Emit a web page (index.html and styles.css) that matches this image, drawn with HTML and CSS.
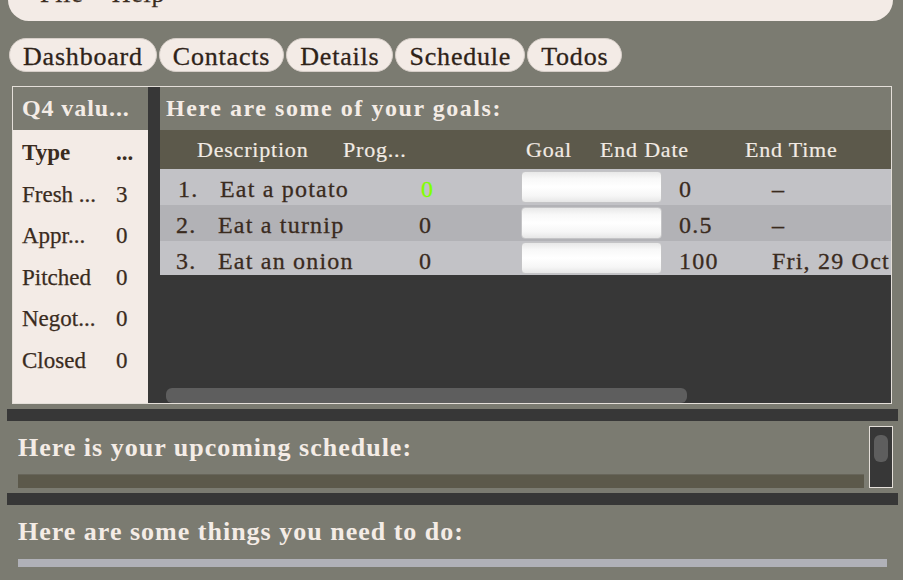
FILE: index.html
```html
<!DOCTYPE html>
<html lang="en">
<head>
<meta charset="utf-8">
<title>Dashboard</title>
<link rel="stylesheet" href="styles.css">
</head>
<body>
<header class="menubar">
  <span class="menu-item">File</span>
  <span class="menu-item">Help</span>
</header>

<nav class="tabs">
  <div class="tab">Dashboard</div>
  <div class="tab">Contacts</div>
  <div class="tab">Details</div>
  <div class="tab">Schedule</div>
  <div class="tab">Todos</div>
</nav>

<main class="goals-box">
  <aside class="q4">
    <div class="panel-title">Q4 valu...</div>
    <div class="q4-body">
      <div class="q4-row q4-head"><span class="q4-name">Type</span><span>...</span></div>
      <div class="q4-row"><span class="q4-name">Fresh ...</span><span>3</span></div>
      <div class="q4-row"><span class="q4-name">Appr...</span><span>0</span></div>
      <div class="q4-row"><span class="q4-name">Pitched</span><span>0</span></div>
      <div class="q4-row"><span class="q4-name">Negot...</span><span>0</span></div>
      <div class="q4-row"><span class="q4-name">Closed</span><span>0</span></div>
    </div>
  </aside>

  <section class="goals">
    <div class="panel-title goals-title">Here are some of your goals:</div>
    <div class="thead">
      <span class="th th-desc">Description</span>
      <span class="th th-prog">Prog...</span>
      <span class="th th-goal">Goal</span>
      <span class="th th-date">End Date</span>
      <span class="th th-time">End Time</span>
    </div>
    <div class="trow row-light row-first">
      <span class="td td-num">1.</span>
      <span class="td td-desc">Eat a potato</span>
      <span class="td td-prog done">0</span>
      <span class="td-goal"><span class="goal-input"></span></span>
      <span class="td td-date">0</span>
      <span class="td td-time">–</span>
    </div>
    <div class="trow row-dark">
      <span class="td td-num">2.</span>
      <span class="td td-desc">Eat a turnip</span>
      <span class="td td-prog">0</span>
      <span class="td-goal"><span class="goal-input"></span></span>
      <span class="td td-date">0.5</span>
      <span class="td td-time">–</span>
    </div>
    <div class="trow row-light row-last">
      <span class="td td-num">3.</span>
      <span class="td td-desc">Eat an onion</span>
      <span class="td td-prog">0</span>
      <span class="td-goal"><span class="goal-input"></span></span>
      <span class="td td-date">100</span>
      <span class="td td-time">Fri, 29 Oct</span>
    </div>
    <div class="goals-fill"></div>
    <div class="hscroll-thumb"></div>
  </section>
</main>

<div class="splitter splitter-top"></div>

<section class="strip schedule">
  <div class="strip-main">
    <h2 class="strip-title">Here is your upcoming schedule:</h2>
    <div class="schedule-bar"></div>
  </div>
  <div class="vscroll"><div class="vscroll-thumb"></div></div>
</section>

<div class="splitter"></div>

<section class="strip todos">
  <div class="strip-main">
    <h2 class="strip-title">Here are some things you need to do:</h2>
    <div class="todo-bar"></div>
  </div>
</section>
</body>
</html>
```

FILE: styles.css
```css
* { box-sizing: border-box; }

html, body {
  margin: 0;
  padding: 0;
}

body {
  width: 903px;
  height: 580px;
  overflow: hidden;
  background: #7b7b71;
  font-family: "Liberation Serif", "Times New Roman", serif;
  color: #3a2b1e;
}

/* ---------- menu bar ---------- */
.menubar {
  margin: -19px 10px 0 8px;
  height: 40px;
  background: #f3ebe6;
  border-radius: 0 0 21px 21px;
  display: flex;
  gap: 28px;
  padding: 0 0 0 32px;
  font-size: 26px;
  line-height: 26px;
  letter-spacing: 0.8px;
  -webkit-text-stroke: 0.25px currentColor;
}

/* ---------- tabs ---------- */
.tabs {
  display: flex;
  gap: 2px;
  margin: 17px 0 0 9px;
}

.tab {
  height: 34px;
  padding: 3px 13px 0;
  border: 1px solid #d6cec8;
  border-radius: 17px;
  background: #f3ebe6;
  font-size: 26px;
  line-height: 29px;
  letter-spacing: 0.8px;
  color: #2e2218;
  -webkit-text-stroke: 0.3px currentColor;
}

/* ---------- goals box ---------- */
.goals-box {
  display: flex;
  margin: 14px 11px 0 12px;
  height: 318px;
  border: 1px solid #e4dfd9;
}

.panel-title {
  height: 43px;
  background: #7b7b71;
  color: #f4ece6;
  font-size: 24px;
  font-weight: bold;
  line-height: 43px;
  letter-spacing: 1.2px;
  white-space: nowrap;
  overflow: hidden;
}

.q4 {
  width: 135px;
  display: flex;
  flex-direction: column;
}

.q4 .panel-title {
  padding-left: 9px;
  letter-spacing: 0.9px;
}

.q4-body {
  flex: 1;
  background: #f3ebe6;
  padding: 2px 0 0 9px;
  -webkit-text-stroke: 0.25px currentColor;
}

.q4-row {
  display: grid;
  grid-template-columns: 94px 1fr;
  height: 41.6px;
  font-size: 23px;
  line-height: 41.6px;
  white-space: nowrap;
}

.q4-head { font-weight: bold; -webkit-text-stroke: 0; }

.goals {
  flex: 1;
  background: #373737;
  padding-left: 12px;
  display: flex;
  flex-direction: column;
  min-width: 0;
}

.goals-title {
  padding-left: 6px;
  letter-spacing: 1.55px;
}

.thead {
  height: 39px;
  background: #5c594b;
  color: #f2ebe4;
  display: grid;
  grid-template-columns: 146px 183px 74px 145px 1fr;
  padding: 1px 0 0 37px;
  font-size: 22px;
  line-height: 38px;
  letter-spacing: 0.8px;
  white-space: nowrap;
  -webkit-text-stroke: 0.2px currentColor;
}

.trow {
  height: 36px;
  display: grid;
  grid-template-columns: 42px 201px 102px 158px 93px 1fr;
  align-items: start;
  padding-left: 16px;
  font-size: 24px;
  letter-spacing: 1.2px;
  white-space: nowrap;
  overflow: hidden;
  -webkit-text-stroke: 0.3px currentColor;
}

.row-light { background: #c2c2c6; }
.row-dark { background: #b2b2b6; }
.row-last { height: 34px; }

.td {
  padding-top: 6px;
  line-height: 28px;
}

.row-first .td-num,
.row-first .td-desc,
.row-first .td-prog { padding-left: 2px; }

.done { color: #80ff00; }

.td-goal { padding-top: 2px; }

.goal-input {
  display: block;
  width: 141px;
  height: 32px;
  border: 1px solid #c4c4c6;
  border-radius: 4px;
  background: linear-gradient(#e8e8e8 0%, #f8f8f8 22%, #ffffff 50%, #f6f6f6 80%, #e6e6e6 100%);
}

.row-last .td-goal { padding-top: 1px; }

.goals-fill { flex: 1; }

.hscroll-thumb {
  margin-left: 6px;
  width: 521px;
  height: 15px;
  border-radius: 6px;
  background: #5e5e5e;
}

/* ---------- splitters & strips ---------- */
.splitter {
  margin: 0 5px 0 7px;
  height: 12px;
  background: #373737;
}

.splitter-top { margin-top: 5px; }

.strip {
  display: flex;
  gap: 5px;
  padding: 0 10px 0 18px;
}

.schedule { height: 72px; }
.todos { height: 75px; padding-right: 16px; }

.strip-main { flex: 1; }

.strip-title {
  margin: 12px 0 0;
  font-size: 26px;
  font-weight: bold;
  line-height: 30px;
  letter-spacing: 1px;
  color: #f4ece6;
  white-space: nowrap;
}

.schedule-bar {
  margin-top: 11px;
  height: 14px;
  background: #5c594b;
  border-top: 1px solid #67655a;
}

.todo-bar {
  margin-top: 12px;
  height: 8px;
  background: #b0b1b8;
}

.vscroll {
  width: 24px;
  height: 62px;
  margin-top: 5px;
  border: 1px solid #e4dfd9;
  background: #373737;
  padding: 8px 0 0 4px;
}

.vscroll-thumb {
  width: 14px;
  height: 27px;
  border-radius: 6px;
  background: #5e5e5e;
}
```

WORK TO COMPLETE →
Strip out the pictures and quote the remaining data word for word.

ANSWER TO THE EXERCISE →
Emit a web page (index.html and styles.css) that matches this image, drawn with HTML and CSS.
FILE: index.html
```html
<!DOCTYPE html>
<html lang="en">
<head>
<meta charset="utf-8">
<title>Dashboard</title>
<link rel="stylesheet" href="styles.css">
</head>
<body>
<header class="menubar">
  <span class="menu-item">File</span>
  <span class="menu-item">Help</span>
</header>

<nav class="tabs">
  <div class="tab">Dashboard</div>
  <div class="tab">Contacts</div>
  <div class="tab">Details</div>
  <div class="tab">Schedule</div>
  <div class="tab">Todos</div>
</nav>

<main class="goals-box">
  <aside class="q4">
    <div class="panel-title">Q4 valu...</div>
    <div class="q4-body">
      <div class="q4-row q4-head"><span class="q4-name">Type</span><span>...</span></div>
      <div class="q4-row"><span class="q4-name">Fresh ...</span><span>3</span></div>
      <div class="q4-row"><span class="q4-name">Appr...</span><span>0</span></div>
      <div class="q4-row"><span class="q4-name">Pitched</span><span>0</span></div>
      <div class="q4-row"><span class="q4-name">Negot...</span><span>0</span></div>
      <div class="q4-row"><span class="q4-name">Closed</span><span>0</span></div>
    </div>
  </aside>

  <section class="goals">
    <div class="panel-title goals-title">Here are some of your goals:</div>
    <div class="thead">
      <span class="th th-desc">Description</span>
      <span class="th th-prog">Prog...</span>
      <span class="th th-goal">Goal</span>
      <span class="th th-date">End Date</span>
      <span class="th th-time">End Time</span>
    </div>
    <div class="trow row-light row-first">
      <span class="td td-num">1.</span>
      <span class="td td-desc">Eat a potato</span>
      <span class="td td-prog done">0</span>
      <span class="td-goal"><span class="goal-input"></span></span>
      <span class="td td-date">0</span>
      <span class="td td-time">–</span>
    </div>
    <div class="trow row-dark">
      <span class="td td-num">2.</span>
      <span class="td td-desc">Eat a turnip</span>
      <span class="td td-prog">0</span>
      <span class="td-goal"><span class="goal-input"></span></span>
      <span class="td td-date">0.5</span>
      <span class="td td-time">–</span>
    </div>
    <div class="trow row-light row-last">
      <span class="td td-num">3.</span>
      <span class="td td-desc">Eat an onion</span>
      <span class="td td-prog">0</span>
      <span class="td-goal"><span class="goal-input"></span></span>
      <span class="td td-date">100</span>
      <span class="td td-time">Fri, 29 Oct</span>
    </div>
    <div class="goals-fill"></div>
    <div class="hscroll-thumb"></div>
  </section>
</main>

<div class="splitter splitter-top"></div>

<section class="strip schedule">
  <div class="strip-main">
    <h2 class="strip-title">Here is your upcoming schedule:</h2>
    <div class="schedule-bar"></div>
  </div>
  <div class="vscroll"><div class="vscroll-thumb"></div></div>
</section>

<div class="splitter"></div>

<section class="strip todos">
  <div class="strip-main">
    <h2 class="strip-title">Here are some things you need to do:</h2>
    <div class="todo-bar"></div>
  </div>
</section>
</body>
</html>
```

FILE: styles.css
```css
* { box-sizing: border-box; }

html, body {
  margin: 0;
  padding: 0;
}

body {
  width: 903px;
  height: 580px;
  overflow: hidden;
  background: #7b7b71;
  font-family: "Liberation Serif", "Times New Roman", serif;
  color: #3a2b1e;
}

/* ---------- menu bar ---------- */
.menubar {
  margin: -19px 10px 0 8px;
  height: 40px;
  background: #f3ebe6;
  border-radius: 0 0 21px 21px;
  display: flex;
  gap: 28px;
  padding: 0 0 0 32px;
  font-size: 26px;
  line-height: 26px;
  letter-spacing: 0.8px;
  -webkit-text-stroke: 0.25px currentColor;
}

/* ---------- tabs ---------- */
.tabs {
  display: flex;
  gap: 2px;
  margin: 17px 0 0 9px;
}

.tab {
  height: 34px;
  padding: 3px 13px 0;
  border: 1px solid #d6cec8;
  border-radius: 17px;
  background: #f3ebe6;
  font-size: 26px;
  line-height: 29px;
  letter-spacing: 0.8px;
  color: #2e2218;
  -webkit-text-stroke: 0.3px currentColor;
}

/* ---------- goals box ---------- */
.goals-box {
  display: flex;
  margin: 14px 11px 0 12px;
  height: 318px;
  border: 1px solid #e4dfd9;
}

.panel-title {
  height: 43px;
  background: #7b7b71;
  color: #f4ece6;
  font-size: 24px;
  font-weight: bold;
  line-height: 43px;
  letter-spacing: 1.2px;
  white-space: nowrap;
  overflow: hidden;
}

.q4 {
  width: 135px;
  display: flex;
  flex-direction: column;
}

.q4 .panel-title {
  padding-left: 9px;
  letter-spacing: 0.9px;
}

.q4-body {
  flex: 1;
  background: #f3ebe6;
  padding: 2px 0 0 9px;
  -webkit-text-stroke: 0.25px currentColor;
}

.q4-row {
  display: grid;
  grid-template-columns: 94px 1fr;
  height: 41.6px;
  font-size: 23px;
  line-height: 41.6px;
  white-space: nowrap;
}

.q4-head { font-weight: bold; -webkit-text-stroke: 0; }

.goals {
  flex: 1;
  background: #373737;
  padding-left: 12px;
  display: flex;
  flex-direction: column;
  min-width: 0;
}

.goals-title {
  padding-left: 6px;
  letter-spacing: 1.55px;
}

.thead {
  height: 39px;
  background: #5c594b;
  color: #f2ebe4;
  display: grid;
  grid-template-columns: 146px 183px 74px 145px 1fr;
  padding: 1px 0 0 37px;
  font-size: 22px;
  line-height: 38px;
  letter-spacing: 0.8px;
  white-space: nowrap;
  -webkit-text-stroke: 0.2px currentColor;
}

.trow {
  height: 36px;
  display: grid;
  grid-template-columns: 42px 201px 102px 158px 93px 1fr;
  align-items: start;
  padding-left: 16px;
  font-size: 24px;
  letter-spacing: 1.2px;
  white-space: nowrap;
  overflow: hidden;
  -webkit-text-stroke: 0.3px currentColor;
}

.row-light { background: #c2c2c6; }
.row-dark { background: #b2b2b6; }
.row-last { height: 34px; }

.td {
  padding-top: 6px;
  line-height: 28px;
}

.row-first .td-num,
.row-first .td-desc,
.row-first .td-prog { padding-left: 2px; }

.done { color: #80ff00; }

.td-goal { padding-top: 2px; }

.goal-input {
  display: block;
  width: 141px;
  height: 32px;
  border: 1px solid #c4c4c6;
  border-radius: 4px;
  background: linear-gradient(#e8e8e8 0%, #f8f8f8 22%, #ffffff 50%, #f6f6f6 80%, #e6e6e6 100%);
}

.row-last .td-goal { padding-top: 1px; }

.goals-fill { flex: 1; }

.hscroll-thumb {
  margin-left: 6px;
  width: 521px;
  height: 15px;
  border-radius: 6px;
  background: #5e5e5e;
}

/* ---------- splitters & strips ---------- */
.splitter {
  margin: 0 5px 0 7px;
  height: 12px;
  background: #373737;
}

.splitter-top { margin-top: 5px; }

.strip {
  display: flex;
  gap: 5px;
  padding: 0 10px 0 18px;
}

.schedule { height: 72px; }
.todos { height: 75px; padding-right: 16px; }

.strip-main { flex: 1; }

.strip-title {
  margin: 12px 0 0;
  font-size: 26px;
  font-weight: bold;
  line-height: 30px;
  letter-spacing: 1px;
  color: #f4ece6;
  white-space: nowrap;
}

.schedule-bar {
  margin-top: 11px;
  height: 14px;
  background: #5c594b;
  border-top: 1px solid #67655a;
}

.todo-bar {
  margin-top: 12px;
  height: 8px;
  background: #b0b1b8;
}

.vscroll {
  width: 24px;
  height: 62px;
  margin-top: 5px;
  border: 1px solid #e4dfd9;
  background: #373737;
  padding: 8px 0 0 4px;
}

.vscroll-thumb {
  width: 14px;
  height: 27px;
  border-radius: 6px;
  background: #5e5e5e;
}
```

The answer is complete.